= WRITTEN EXERCISE =
Output solely the number of lines containing the string "React".

= COLLECTED MATERIAL =
Begin
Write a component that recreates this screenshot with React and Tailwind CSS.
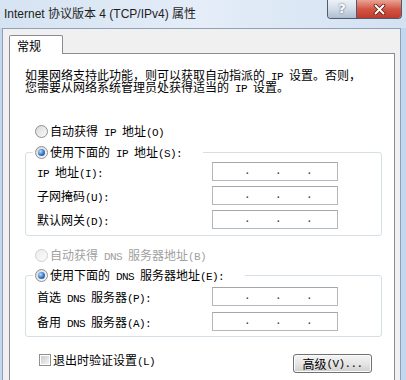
import React from 'react';

// SimSun-style run: latin in a narrow mono, CJK in Noto
function T({ children }) {
    return children.split(/([ -~]+)/).map((part, i) =>
        /[ -~]/.test(part) ? (
            <span key={i} className="font-['Liberation_Mono',monospace] text-[11px] leading-[0px] tracking-[-0.6px] whitespace-pre">
                {part}
            </span>
        ) : (
            part
        )
    );
}

function Radio({ checked, disabled }) {
    return (
        <span
            className={
                disabled
                    ? 'flex h-[13px] w-[13px] shrink-0 items-center justify-center rounded-full border border-[#cfcfcf] bg-linear-to-br from-[#ececec] to-[#fbfbfb]'
                    : 'flex h-[13px] w-[13px] shrink-0 items-center justify-center rounded-full border border-[#8e8f8f] bg-linear-to-br from-[#d9d9d9] to-[#fafafa]'
            }
        >
            {checked && (
                <span className="h-[7px] w-[7px] rounded-full bg-[radial-gradient(circle_at_35%_35%,#b5dcff,#2d73c2_55%,#144a8c)]" />
            )}
        </span>
    );
}

function IpBox() {
    return (
        <div className="flex h-[19px] w-[126px] border border-[#b4b7bc] border-t-[#a3a6ab] bg-white pl-[31px] text-[#333] leading-[17px]">
            <span className="w-[32px] font-['Liberation_Mono',monospace] text-[11px]">.</span>
            <span className="w-[32px] font-['Liberation_Mono',monospace] text-[11px]">.</span>
            <span className="w-[32px] font-['Liberation_Mono',monospace] text-[11px]">.</span>
        </div>
    );
}

function Field({ label }) {
    return (
        <div className="flex h-[19px] items-center">
            <span className="w-[175px] leading-[16px]">
                <T>{label}</T>
            </span>
            <IpBox />
        </div>
    );
}

export default function App() {
    return (
        <div className="h-[380px] w-[406px] overflow-hidden bg-[#c3d7ee] font-['Noto_Sans_CJK_SC',sans-serif] text-[12px] text-black">
            {/* Title bar */}
            <div className="flex h-[28px] bg-linear-to-r from-[#d6e3f2] via-[#e4edf8] to-[#d3e1f1] pr-[4px]">
                <div className="flex-1 self-center pl-[4px] font-['Liberation_Sans','Noto_Sans_CJK_SC',sans-serif] text-[12px] text-[#1e1e1e]">
                    Internet 协议版本 4 (TCP/IPv4) 属性
                </div>
                <div className="flex h-[19px] self-start overflow-hidden rounded-b-[4px] border border-t-0 border-[#4d5b6e]">
                    <div className="flex w-[29px] items-center justify-center border-r border-[#4d5b6e] bg-linear-to-b from-[#eef2f7] via-[#d3dce7] to-[#aebdcf] font-['DejaVu_Sans',sans-serif] text-[13px] font-bold text-white [text-shadow:0_0_2px_#33445a]">
                        ?
                    </div>
                    <div className="flex w-[44px] items-center justify-center bg-linear-to-b from-[#e9a394] via-[#d25644] to-[#c0392b]">
                        <svg width="13" height="11" viewBox="0 0 13 11">
                            <path d="M2.5 1.5 L10.5 9.5 M10.5 1.5 L2.5 9.5" stroke="#5b1d14" strokeWidth="3.6" strokeLinecap="round" />
                            <path d="M2.5 1.5 L10.5 9.5 M10.5 1.5 L2.5 9.5" stroke="#ffffff" strokeWidth="2" strokeLinecap="round" />
                        </svg>
                    </div>
                </div>
            </div>

            {/* Client area */}
            <div className="ml-[2px] h-[352px] w-[399px] border-x border-t border-[#8fa1b6] bg-[#f0f0f0] pl-[6px] pt-[6px]">
                {/* Tab */}
                <div className="relative z-10 flex h-[19px] w-[54px] items-center rounded-t-[2px] border-x border-t border-[#898c95] bg-white pl-[7px] pt-[1px]">
                    常规
                </div>

                {/* Panel */}
                <div className="-mt-px h-[330px] w-[386px] border border-[#898c95] bg-white">
                    <p className="ml-[15px] mt-[15px] leading-[12px]">
                        <T>如果网络支持此功能，则可以获取自动指派的 IP 设置。否则，</T>
                        <br />
                        <T>您需要从网络系统管理员处获得适当的 IP 设置。</T>
                    </p>

                    <div className="ml-[25px] mt-[30px] flex h-[16px] items-center gap-[2px]">
                        <Radio />
                        <span className="leading-[16px]">
                            <T>自动获得 IP 地址(O)</T>
                        </span>
                    </div>

                    <fieldset className="ml-[15px] mt-[5px] w-[357px] rounded-[3px] border border-[#d5dfe5] pb-[6px] pl-[11px] pt-[2px]">
                        <legend className="ml-[-4px] w-[170px]">
                            <div className="flex h-[16px] items-center gap-[2px] pl-[2px]">
                                <Radio checked />
                                <span className="leading-[16px]">
                                    <T>使用下面的 IP 地址(S):</T>
                                </span>
                            </div>
                        </legend>
                        <div className="flex flex-col gap-[5px]">
                            <Field label="IP 地址(I):" />
                            <Field label="子网掩码(U):" />
                            <Field label="默认网关(D):" />
                        </div>
                    </fieldset>

                    <div className="ml-[25px] mt-[11px] flex h-[16px] items-center gap-[2px] text-[#a0a0a0]">
                        <Radio disabled />
                        <span className="leading-[16px]">
                            <T>自动获得 DNS 服务器地址(B)</T>
                        </span>
                    </div>

                    <fieldset className="ml-[15px] mt-[4px] w-[357px] rounded-[3px] border border-[#d5dfe5] pb-[5px] pl-[11px] pt-[4px]">
                        <legend className="ml-[-4px] w-[212px]">
                            <div className="flex h-[16px] items-center gap-[2px] pl-[2px]">
                                <Radio checked />
                                <span className="leading-[16px]">
                                    <T>使用下面的 DNS 服务器地址(E):</T>
                                </span>
                            </div>
                        </legend>
                        <div className="flex flex-col gap-[6px]">
                            <Field label="首选 DNS 服务器(P):" />
                            <Field label="备用 DNS 服务器(A):" />
                        </div>
                    </fieldset>

                    <div className="mt-[15px] flex items-start">
                        <div className="ml-[29px] flex h-[16px] items-center gap-[2px]">
                            <span className="flex h-[12px] w-[12px] items-center justify-center border border-[#8f8f8f] bg-white">
                                <span className="h-[8px] w-[8px] bg-linear-to-br from-[#cbcbcb] to-[#f4f4f4]" />
                            </span>
                            <span className="leading-[16px]">
                                <T>退出时验证设置(L)</T>
                            </span>
                        </div>
                        <button className="ml-auto mr-[22px] mt-[2px] flex h-[19px] w-[79px] items-center justify-center rounded-[3px] border border-[#707070] bg-linear-to-b from-[#f4f4f4] via-[#e6e6e6] to-[#cfcfcf] leading-[16px] shadow-[inset_0_0_0_1px_#fcfcfc]">
                            <T>高级(V)...</T>
                        </button>
                    </div>
                </div>
            </div>
        </div>
    );
}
End
= THE COMPLETED TASK =
2